Caption. Audience chatter subsides as action begins without warning on stage. An adult cartoonist doodles away on the fringe of an exposed set.

The curtain was open since we came into Mortensen Hall, but we barely noticed. We saw it, sure, but it just scratched the surface of a complex story with layers of comedy, self discovery, and tragedy.

Welcome to the “Fun Home” – a touching musical meets graphic novel with swagger. It’s adapted from the 2006 bestselling “family tragicomic” by American cartoonist Alison Bechdel. An adult Alison (Kate Shindle), self-described as a lesbian cartoonist, sketches a story for us, and ultimately herself, about growing up in her family’s funeral home and coming out in college. Her autobiographical cartoon seeks to answer a deeper question as she digs away at the layers to understand her closeted gay father and his suicide.

The musical is aptly set in a funeral home, which Small Alison (Carly Gold) and her brothers call the “Fun Home” in their play commercial that gets all the laughs because of the hysterical, popping, and undulating physical comedy of the child actors. That dynamic dance sequence is full of zest and lively fun, everything that a funeral home – a place of sorrow and death – is not. But from the perspective of a child living in the present, it’s perfect.

And it makes sense because adult Alison is coming to terms with her dad’s death and whether her coming out triggered depression about his own closeted lifestyle and his demise.

Bruce shows Alison a glimpse of death when he calls her in to hand him scissors while he is dressing a dead body to prep it for a funeral. But she always wonders why. Just as her father’s personal life and decision to end his life remain big questions for her.

The structure of the show is rather interesting. We see Alison’s dad sternly lecturing her on the distinction between being an esteemed artist and mere cartoonist, as well as spewing his literary opinions, trying to shape her into who he wants her to be. Her mom is very active in the arts world as well as an actress and she doesn’t want to be bothered with Alison’s inquisitiveness while she’s playing piano. But their parenting ends up being mostly theatrics and unravels when Alison comes out to them in a letter and they are very absent when she needs them the most. She has to navigate through her sexual identity and life herself from a teen on.

In parallel, it takes her coming out for her father to understand himself as a married closeted gay man. Her father withdraws to live his lifestyle and then tries to brush it under the carpet. As Alison puts it, he kills himself and she ends up a lesbian cartoonist. He promises her a ride in a car to talk about things, but that doesn’t happen until she’s an adult. And even then there’s no real substance to the conversation. Alison sings about the telephone wires, maybe because she longs for understanding and communication. And her mom is a victim in the situation.
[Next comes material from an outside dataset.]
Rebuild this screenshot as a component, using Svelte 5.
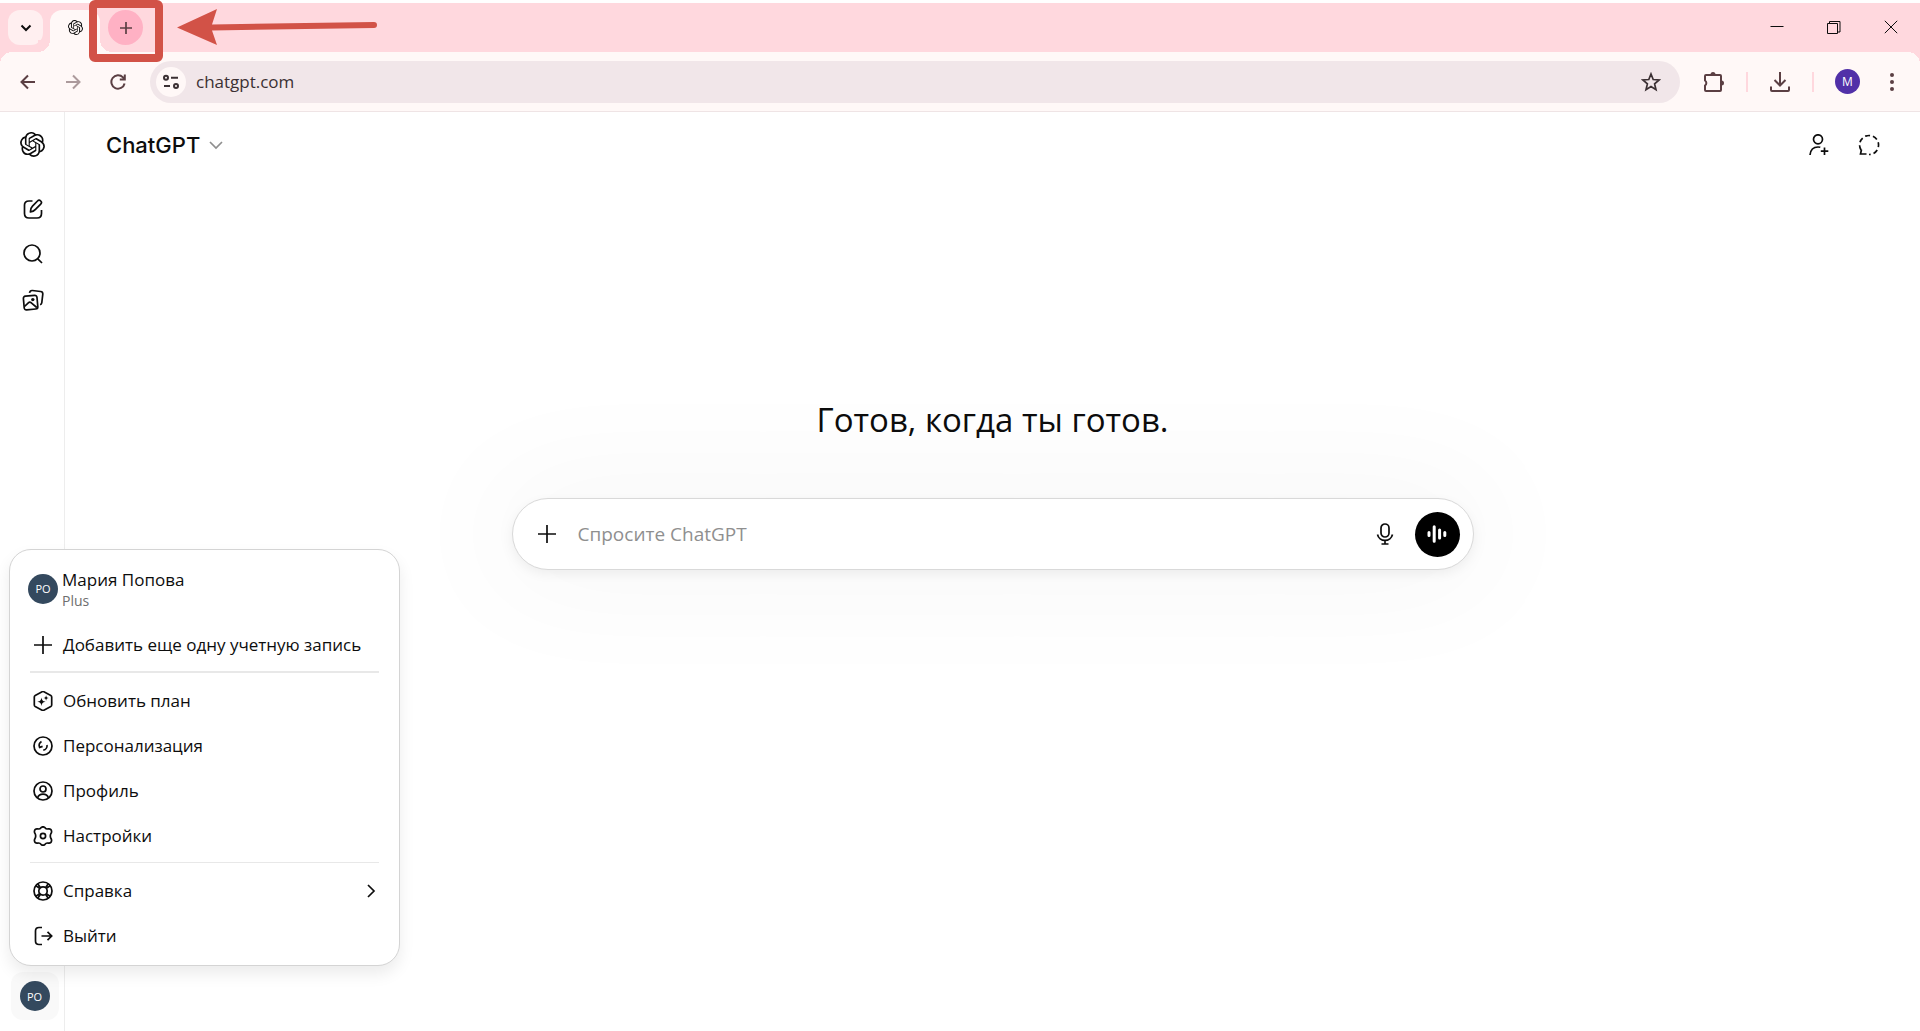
<script>
  const logo = 'M22.2819 9.8211a5.9847 5.9847 0 0 0-.5157-4.9108 6.0462 6.0462 0 0 0-6.5098-2.9A6.0651 6.0651 0 0 0 4.9807 4.1818a5.9847 5.9847 0 0 0-3.9977 2.9 6.0462 6.0462 0 0 0 .7427 7.0966 5.98 5.98 0 0 0 .511 4.9107 6.051 6.051 0 0 0 6.5146 2.9001A5.9847 5.9847 0 0 0 13.2599 24a6.0557 6.0557 0 0 0 5.7718-4.2058 5.9894 5.9894 0 0 0 3.9977-2.9001 6.0557 6.0557 0 0 0-.7475-7.0729zm-9.022 12.6081a4.4755 4.4755 0 0 1-2.8764-1.0408l.1419-.0804 4.7783-2.7582a.7948.7948 0 0 0 .3927-.6813v-6.7369l2.02 1.1686a.071.071 0 0 1 .038.052v5.5826a4.504 4.504 0 0 1-4.4945 4.4944zm-9.6607-4.1254a4.4708 4.4708 0 0 1-.5346-3.0137l.142.0852 4.783 2.7582a.7712.7712 0 0 0 .7806 0l5.8428-3.3685v2.3324a.0804.0804 0 0 1-.0332.0615L9.74 19.9502a4.4992 4.4992 0 0 1-6.1408-1.6464zM2.3408 7.8956a4.485 4.485 0 0 1 2.3655-1.9728V11.6a.7664.7664 0 0 0 .3879.6765l5.8144 3.3543-2.0201 1.1685a.0757.0757 0 0 1-.071 0l-4.8303-2.7865A4.504 4.504 0 0 1 2.3408 7.872zm16.5963 3.8558L13.1038 8.364 15.1192 7.2a.0757.0757 0 0 1 .071 0l4.8303 2.7913a4.4944 4.4944 0 0 1-.6765 8.1042v-5.6772a.79.79 0 0 0-.407-.667zm2.0107-3.0231l-.142-.0852-4.7735-2.7818a.7759.7759 0 0 0-.7854 0L9.409 9.2297V6.8974a.0662.0662 0 0 1 .0284-.0615l4.8303-2.7866a4.4992 4.4992 0 0 1 6.6802 4.66zM8.3065 12.863l-2.02-1.1638a.0804.0804 0 0 1-.038-.0567V6.0742a4.4992 4.4992 0 0 1 7.3757-3.4537l-.142.0805L8.704 5.459a.7948.7948 0 0 0-.3927.6813zm1.0976-2.3654l2.602-1.4998 2.6069 1.4998v2.9994l-2.5974 1.4997-2.6067-1.4997Z';

  let address = $state('chatgpt.com');
  let prompt = $state('');

  const planItems = [
    { id: 'plan', label: 'Обновить план' },
    { id: 'personal', label: 'Персонализация' },
    { id: 'profile', label: 'Профиль' },
    { id: 'settings', label: 'Настройки' }
  ];
  const helpItems = [
    { id: 'help', label: 'Справка', more: true },
    { id: 'logout', label: 'Выйти' }
  ];
</script>

{#snippet menuItem(item)}
  <button class="item">
    <svg class="line" viewBox="0 0 20 20" width="20" height="20">
      {#if item.id === 'plan'}
        <path d="M10 .3l7.8 4.1q.9.5.9 1.5v8.200q0 1-.9 1.500L10 19.700l-7.800-4.100q-.9-.5-.9-1.500V5.900q0-1 .9-1.500z" />
        <path class="fill" d="M8.500 6.500c.6 3 1.200 3.600 4.200 4.200-3 .6-3.600 1.200-4.200 4.200-.6-3-1.200-3.600-4.200-4.200 3-.6 3.600-1.200 4.200-4.200zM13.100 4.300c.4 1.900.8 2.300 2.700 2.700-1.900.4-2.300.8-2.700 2.700-.4-1.900-.8-2.300-2.700-2.700 1.900-.4 2.300-.8 2.700-2.700z" />
      {:else if item.id === 'personal'}
        <circle cx="10" cy="10" r="9" />
        <path d="M8.500 5.500a4.800 4.800 0 0 0-1.900 5.900l3-1M14 9a4.600 4.600 0 0 1-3.700 5.200" />
      {:else if item.id === 'profile'}
        <circle cx="10" cy="10" r="9" />
        <circle cx="10" cy="8" r="3" />
        <path d="M4.500 16.800c1-2.400 3-3.600 5.500-3.600s4.500 1.200 5.500 3.600" />
      {:else if item.id === 'settings'}
        <path d="M8 1.700q2-1.900 4 0 1.200 1.700 3.100 1.200 2.900-.5 3.400 2 .3 1.500-.5 2.500-1.400 2.600 0 5.200.8 1 .5 2.500-.5 2.500-3.400 2-1.900-.5-3.100 1.200-2 1.900-4 0-1.200-1.700-3.100-1.200-2.900.5-3.400-2-.3-1.500.5-2.500 1.400-2.600 0-5.200-.8-1-.5-2.500.5-2.500 3.400-2 1.900.5 3.100-1.200z" />
        <circle cx="10" cy="10" r="2.6" />
      {:else if item.id === 'help'}
        <circle cx="10" cy="10" r="9" />
        <circle cx="10" cy="10" r="4.2" />
        <path d="M2.600 4.600l4 2.700M4.600 2.600l2.700 4M17.400 4.600l-4 2.700M15.400 2.600l-2.700 4M2.600 15.400l4-2.700M4.600 17.400l2.700-4M17.400 15.400l-4-2.700M15.400 17.400l-2.700-4" />
      {:else}
        <path d="M9 1.500H6q-3.500 0-3.500 3.500v10q0 3.500 3.500 3.500h3M8.500 10h10M14.500 5.800l4.200 4.200-4.200 4.200" />
      {/if}
    </svg>
    <span>{item.label}</span>
    {#if item.more}
      <svg class="line chevron" viewBox="0 0 14 14" width="14" height="14"><path d="M4 1l6 6-6 6" /></svg>
    {/if}
  </button>
{/snippet}

<div class="window">
  <header class="tabs">
    <button class="tab-search" aria-label="Поиск вкладок">
      <svg class="line" viewBox="0 0 12 12" width="12" height="12"><path stroke-width="2" d="M1.500 3.500L6 8l4.500-4.500" /></svg>
    </button>
    <div class="tab">
      <svg viewBox="0 0 24 24" width="15" height="15"><path d={logo} /></svg>
    </div>
    <button class="new-tab" aria-label="Новая вкладка">
      <svg class="line" viewBox="0 0 14 14" width="14" height="14"><path d="M7 1v12M1 7h12" /></svg>
    </button>
    <div class="controls">
      <button aria-label="Свернуть"><svg class="line thin" viewBox="0 0 14 14" width="14" height="14"><path d="M.5 6.500h13" /></svg></button>
      <button aria-label="Развернуть"><svg class="line thin" viewBox="0 0 14 14" width="14" height="14"><path d="M.5 3.500h10v10H.5zM2.500 3V1.500h10.500v10.500h-2" /></svg></button>
      <button aria-label="Закрыть"><svg class="line thin" viewBox="0 0 14 14" width="14" height="14"><path d="M.8.8l12.400 12.400M13.200.8L.8 13.200" /></svg></button>
    </div>
    <!-- callout pointing at the new tab button -->
    <svg class="callout" viewBox="0 0 380 62" width="380" height="62">
      <rect x="93" y="4" width="66" height="54" rx="2" fill="none" stroke="#d25247" stroke-width="8" />
      <path d="M177 27.500L217 9l-5 15.500 162-2.500a3 3 0 0 1 0 6l-162 2.500 5 14.500z" fill="#d25247" />
    </svg>
  </header>

  <div class="toolbar">
    <button aria-label="Назад"><svg class="line heavy" viewBox="0 0 16 16" width="16" height="16"><path d="M15 8H2M8 1.500L1.500 8 8 14.500" /></svg></button>
    <button class="off" aria-label="Вперёд"><svg class="line heavy" viewBox="0 0 16 16" width="16" height="16"><path d="M1 8h13M8 1.500L14.500 8 8 14.500" /></svg></button>
    <button aria-label="Обновить"><svg class="line heavy" viewBox="0 0 16 16" width="16" height="16"><path d="M14.600 9.500A6.700 6.700 0 1 1 13 3.400L14.500 5M14.800.5v5h-5" /></svg></button>
    <div class="address">
      <span class="site">
        <svg class="line heavy" viewBox="0 0 16 16" width="16" height="16"><circle cx="3" cy="3.7" r="2" /><path d="M8 3.700h7M1 12h6" /><circle cx="13" cy="12" r="2" /></svg>
      </span>
      <input type="text" aria-label="Адресная строка" bind:value={address} />
      <button aria-label="Добавить в закладки"><svg class="line" viewBox="0 0 20 20" width="20" height="20"><path d="M10 2l2.200 5.500 5.900.5-4.500 3.900 1.400 5.800-5-3.100-5 3.100 1.400-5.800L1.900 8l5.900-.5z" /></svg></button>
    </div>
    <div class="tools">
      <button aria-label="Расширения"><svg class="line heavy" viewBox="0 0 22 22" width="22" height="22"><path d="M3 4h14q1 0 1 1v14q0 1-1 1H3q-1 0-1-1v-4.500a3 3 0 0 0 0-5V5q0-1 1-1z" /><path class="fill" d="M7.500 3.500a2.500 2.500 0 0 1 5 0zM18.500 9.500a2.500 2.500 0 0 1 0 5z" /></svg></button>
      <i></i>
      <button aria-label="Загрузки"><svg class="line heavy" viewBox="0 0 22 22" width="22" height="22"><path d="M11 1v13M5.500 9l5.500 5.500L16.500 9M2 15.500V19q0 1 1 1h16q1 0 1-1v-3.500" /></svg></button>
      <i></i>
      <button class="me" aria-label="Профиль браузера">M</button>
      <button class="more" aria-label="Меню браузера"><svg viewBox="0 0 4 18" width="4" height="18"><circle cx="2" cy="2" r="2" /><circle cx="2" cy="9" r="2" /><circle cx="2" cy="16" r="2" /></svg></button>
    </div>
  </div>

  <div class="page">
    <aside>
      <a href="#home" aria-label="ChatGPT"><svg viewBox="0 0 24 24" width="25" height="25"><path d={logo} /></svg></a>
      <nav>
        <a href="#new" aria-label="Новый чат"><svg class="line" viewBox="0 0 20 20" width="20" height="20"><path d="M9.500 2H6Q1.500 2 1.500 6v8.500Q1.500 19 6 19h8q4.500 0 4.500-4.500V11" /><path d="M7.500 12.800q-.2-3.400 2-5.600l5-5.200a2.200 2.200 0 0 1 3.200 3.200l-5.200 5.200q-2 2.200-5 2.400z" /></svg></a>
        <a href="#search" aria-label="Поиск"><svg class="line" viewBox="0 0 20 20" width="20" height="20"><circle cx="9" cy="9" r="8" /><path d="M14.800 14.800L19 19" /></svg></a>
        <a href="#library" aria-label="Библиотека"><svg class="line" viewBox="0 0 22 22" width="22" height="22"><path d="M3.500 7.200l9-.8q2.300-.2 2.500 2.100l.8 9q.2 2.300-2.100 2.500l-9 .8q-2.300.2-2.500-2.100l-.8-9q-.2-2.300 2.100-2.500zM7.500 3.800Q8 1.300 10.400 1.500l8.200 1q2.400.3 2.200 2.600l-1 8.500q-.2 1.700-1.700 2.200" /><path d="M2.500 17.500l3.800-3.700q1.400-1.200 3 0l5.500 4.700" /><circle class="fill" cx="10.800" cy="10.600" r="1.700" /></svg></a>
      </nav>
      <button class="account" aria-label="Аккаунт"><span class="avatar">PO</span></button>
    </aside>

    <main>
      <div class="top">
        <button class="model">ChatGPT <svg class="line" viewBox="0 0 14 14" width="14" height="14"><path d="M1 4l6 6 6-6" /></svg></button>
        <div class="actions">
          <button aria-label="Пригласить"><svg class="line" viewBox="0 0 22 22" width="22" height="22"><circle cx="10" cy="5.3" r="4.5" /><path d="M2 21c.5-5.300 3.500-8 8-8q1.200 0 2.300.3M16.500 13.500v7.500M12.800 17.200h7.500" /></svg></button>
          <button aria-label="Временный чат"><svg class="line" viewBox="0 0 22 22" width="22" height="22"><path stroke-dasharray="5 3" d="M3 16A9.500 9.500 0 1 1 11 20.500" /><path d="M3.500 15.500l-1 4.500h6" /></svg></button>
        </div>
      </div>

      <section>
        <h1>Готов, когда ты готов.</h1>
        <form class="composer" onsubmit={(e) => e.preventDefault()}>
          <button type="button" aria-label="Добавить файл"><svg class="line" viewBox="0 0 18 18" width="18" height="18"><path d="M9 0v18M0 9h18" /></svg></button>
          <input type="text" aria-label="Сообщение" placeholder="Спросите ChatGPT" bind:value={prompt} />
          <button type="button" aria-label="Диктовка"><svg class="line" viewBox="0 0 18 22" width="18" height="22"><rect x="5" y="1" width="8" height="13" rx="4" /><path d="M1.500 11.500a7.700 7.700 0 0 0 15 0M9 17.300V21M5.500 21h7" /></svg></button>
          <button type="button" class="voice" aria-label="Голосовой режим"><svg class="line" viewBox="0 0 20 20" width="20" height="20"><path class="bars" d="M2 8.500v3M7.200 2.800v14.400M12.600 6v8M17.800 8.500v3" /></svg></button>
        </form>
      </section>
    </main>

    <div class="menu">
      <button class="user">
        <span class="avatar">PO</span>
        <span class="name">Мария Попова<small>Plus</small></span>
      </button>
      <button class="item">
        <svg class="line" viewBox="0 0 20 20" width="20" height="20"><path d="M10 1v18M1 10h18" /></svg>
        <span>Добавить еще одну учетную запись</span>
      </button>
      <hr />
      {#each planItems as item (item.id)}
        {@render menuItem(item)}
      {/each}
      <hr class="fine" />
      {#each helpItems as item (item.id)}
        {@render menuItem(item)}
      {/each}
    </div>
  </div>
</div>

<style>
  :global(body) {
    margin: 0;
    background: #fff;
    color: #0d0d0d;
    font-family: 'Open Sans', 'Noto Sans', sans-serif;
  }

  * {
    box-sizing: border-box;
  }

  button {
    display: flex;
    align-items: center;
    justify-content: center;
    padding: 0;
    border: 0;
    background: none;
    color: inherit;
    font: inherit;
  }

  input {
    flex: 1;
    min-width: 0;
    padding: 0;
    border: 0;
    outline: 0;
    background: none;
    color: inherit;
    font: inherit;
  }

  svg {
    display: block;
    flex: none;
    fill: currentColor;
  }

  .line {
    fill: none;
    stroke: currentColor;
    stroke-width: 1.7;
  }

  .line .fill {
    fill: currentColor;
    stroke: none;
  }

  .thin {
    stroke-width: 1;
  }

  .heavy {
    stroke-width: 2;
  }

  .window {
    display: flex;
    flex-direction: column;
    min-height: 100vh;
  }

  /* browser frame */
  .tabs {
    position: relative;
    display: flex;
    align-items: flex-start;
    height: 52px;
    padding: 7px 0 0 8px;
    border-top: 3px solid #fff;
    background: #ffd8de;
  }

  .tab-search {
    width: 35px;
    height: 35px;
    margin-right: 7px;
    border-radius: 12px;
    background: #ffeff0;
  }

  .tab {
    position: relative;
    display: flex;
    align-items: center;
    justify-content: center;
    width: 50px;
    height: 42px;
    padding-bottom: 7px;
    border-radius: 12px 12px 0 0;
    background: #fff8f7;
  }

  .tab::before,
  .tab::after {
    content: '';
    position: absolute;
    bottom: 0;
    width: 12px;
    height: 12px;
  }

  .tab::before {
    right: 100%;
    background: radial-gradient(circle at 0 0, #ffd8de 12px, #fff8f7 12px);
  }

  .tab::after {
    left: 100%;
    background: radial-gradient(circle at 100% 0, #ffd8de 12px, #fff8f7 12px);
  }

  .new-tab {
    width: 35px;
    height: 35px;
    margin-left: 8px;
    border-radius: 50%;
    background: #ffb1c4;
    color: #5b3f43;
  }

  .controls {
    display: flex;
    gap: 43px;
    margin: 10px 22px 0 auto;
  }

  .callout {
    position: absolute;
    top: -3px;
    left: 0;
    z-index: 1;
  }

  .toolbar {
    display: flex;
    align-items: center;
    height: 60px;
    padding: 0 26px 0 20px;
    border-bottom: 1px solid #efe4e5;
    background:
      radial-gradient(circle at 12px 12px, #fff8f7 12px, #ffd8de 12px) 0 0 / 12px 12px no-repeat,
      radial-gradient(circle at 0 12px, #fff8f7 12px, #ffd8de 12px) 100% 0 / 12px 12px no-repeat,
      #fff8f7;
    color: #5b3f43;
  }

  .toolbar > button {
    margin-right: 29px;
  }

  .toolbar > .off {
    opacity: 0.5;
  }

  .address {
    display: flex;
    flex: 1;
    align-items: center;
    height: 42px;
    margin-left: -5px;
    padding: 0 19px 0 6px;
    border-radius: 21px;
    background: #f1e6e9;
    color: #3b3033;
    font-size: 17px;
  }

  .site {
    display: flex;
    align-items: center;
    justify-content: center;
    width: 30px;
    height: 30px;
    margin-right: 10px;
    border-radius: 50%;
    background: #fff8f7;
  }

  .tools {
    display: flex;
    align-items: center;
    gap: 21px;
    padding-left: 23px;
  }

  .tools i {
    width: 2px;
    height: 20px;
    background: #ffd8de;
  }

  .me {
    width: 25px;
    height: 25px;
    border-radius: 50%;
    background: #5130a8;
    color: #fff;
    font-size: 12px;
  }

  .more {
    margin-left: 9px;
  }

  /* chat page */
  .page {
    position: relative;
    display: flex;
    flex: 1;
  }

  aside {
    display: flex;
    flex-direction: column;
    align-items: center;
    width: 65px;
    padding: 20px 0 11px 1px;
    border-right: 1px solid #ededed;
  }

  aside a {
    color: inherit;
  }

  nav {
    display: flex;
    flex-direction: column;
    align-items: center;
    gap: 25px;
    margin-top: 42px;
  }

  .account {
    width: 48px;
    height: 48px;
    margin-top: auto;
    margin-left: 4px;
    border-radius: 12px;
    background: #f9f9f9;
  }

  .avatar {
    display: flex;
    flex: none;
    align-items: center;
    justify-content: center;
    width: 30px;
    height: 30px;
    border-radius: 50%;
    background: #34495e;
    color: #fff;
    font-size: 11px;
  }

  main {
    display: flex;
    flex: 1;
    flex-direction: column;
  }

  .top {
    display: flex;
    align-items: center;
    justify-content: space-between;
    height: 66px;
    padding: 0 40px 0 41px;
  }

  .model {
    gap: 9px;
    font-family: Inter, sans-serif;
    font-size: 22px;
    font-weight: 500;
  }

  .model svg {
    color: #8f8f8f;
  }

  .actions {
    display: flex;
    gap: 28px;
  }

  section {
    display: flex;
    flex-direction: column;
    align-items: center;
    padding-top: 218px;
  }

  h1 {
    margin: 0 0 54px;
    font-size: 33px;
    font-weight: 400;
    line-height: 48px;
  }

  .composer {
    display: flex;
    align-items: center;
    width: 100%;
    max-width: 962px;
    height: 72px;
    padding: 0 13px 0 25px;
    border: 1px solid #d9d9d9;
    border-radius: 36px;
    background: #fff;
    box-shadow: 0 4px 12px rgba(0, 0, 0, 0.06), 0 0 120px 26px rgba(0, 0, 0, 0.03);
    font-size: 19px;
  }

  .composer input {
    margin: 0 22px;
  }

  .composer input::placeholder {
    color: #8f8f8f;
    opacity: 1;
  }

  .composer .voice {
    width: 45px;
    height: 45px;
    margin-left: 21px;
    border-radius: 50%;
    background: #000;
    color: #fff;
  }

  .bars {
    stroke-width: 3;
    stroke-linecap: round;
  }

  .menu {
    position: absolute;
    bottom: 65px;
    left: 9px;
    width: 391px;
    padding: 9px 20px 7px;
    border: 1px solid #d4d4d4;
    border-radius: 22px;
    background: #fff;
    box-shadow: 0 8px 16px rgba(0, 0, 0, 0.08);
    font-size: 17px;
    line-height: 24px;
  }

  .menu button {
    width: 100%;
    justify-content: flex-start;
    text-align: left;
  }

  .menu .user {
    gap: 4px;
    height: 60px;
    margin: 0 0 3px -2px;
  }

  .name small {
    display: block;
    color: #6e6e6e;
    font-size: 14px;
    line-height: 18px;
  }

  .menu .item {
    gap: 10px;
    height: 45px;
    padding-left: 3px;
  }

  .item .chevron {
    margin: 0 1px 0 auto;
  }

  hr {
    height: 2px;
    margin: 4px 0 5px;
    border: 0;
    background: #e8e8e8;
  }

  .fine {
    height: 1px;
  }
</style>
It seems like Alison’s coming out becomes about everybody but Alison.

Robert Petkoff demonstrates character arc in the closeted Bruce while hiding it on the surface at the same time. His internal conflict manifests in tension with his wife and snapping at his family. Alison’s mother has to shoulder the disclosure of his affairs with men because Bruce can’t find the voice to tell it himself. Ultimately Alison takes on telling his story.

The interaction between an adult Alison scrutinizing and commentating on her past and her child and teen selves gives so much more dimension to her character. The adult narration over the visual action of her youth sparks comedy, like when she’s reacting to some of the diary entries she wrote.

“Fun Home” is light-hearted and brings child perspective into the story so well. The juxtaposition of raw innocence with more complex themes give this musical depth. The songs are deliberate and introspective rather than frivolous singing for the sake of the song. You see this in “Ring of Keys,” very melodically and emotionally well-delivered by Carly Gold, as Small Alison sings about her experience of being attracted to a woman for the first time and identifying with someone who is more like her even though she doesn’t quite understand her feelings.

“Ring of Keys” is the song you come to see “Fun Home” for and it is the one you’ll leave remembering. That and Medium Alison (Susan Moniz) singing “Changing My Major” (to Joan) about her first romantic encounter with a girl. The innocence of Moniz’s delivery produces sheer and honest comedy. The trio harmony between the three Alison’s toward the end was the most melodically beautiful music in the show.

Otherwise “Fun Home” isn’t a musical full of catchy tunes. It’s more about the story. The actors sing more for character than tonal quality, sometimes straining, but their musicality is evident and it makes the songs real and honest. Sometimes you do lose what they are saying in the layering of the voices singing or talking at the same time.

The orchestra is set upstage rather than underneath in the pit. The set’s simplicity and high attention to detail make it feel like home, even if it is a FUNeral home. The lighting complimented the scenery well, with use of shadow for Bruce in one of his solos and the window on a family trip.

The show comes full circle at the end with Small Alison calling for her dad’s attention and wanting to play airplane. And we’ve seen both of them struggle and endure chaos. All Alison wanted was his attention, approval, and investment in her. But adult Alison leaves us with this – “Caption. Every so often there was a rare moment of perfect balance when I soared above him.” Despite their rocky course, there is love in there somewhere.

It makes you wonder, if your life were a cartoon, how would you caption it?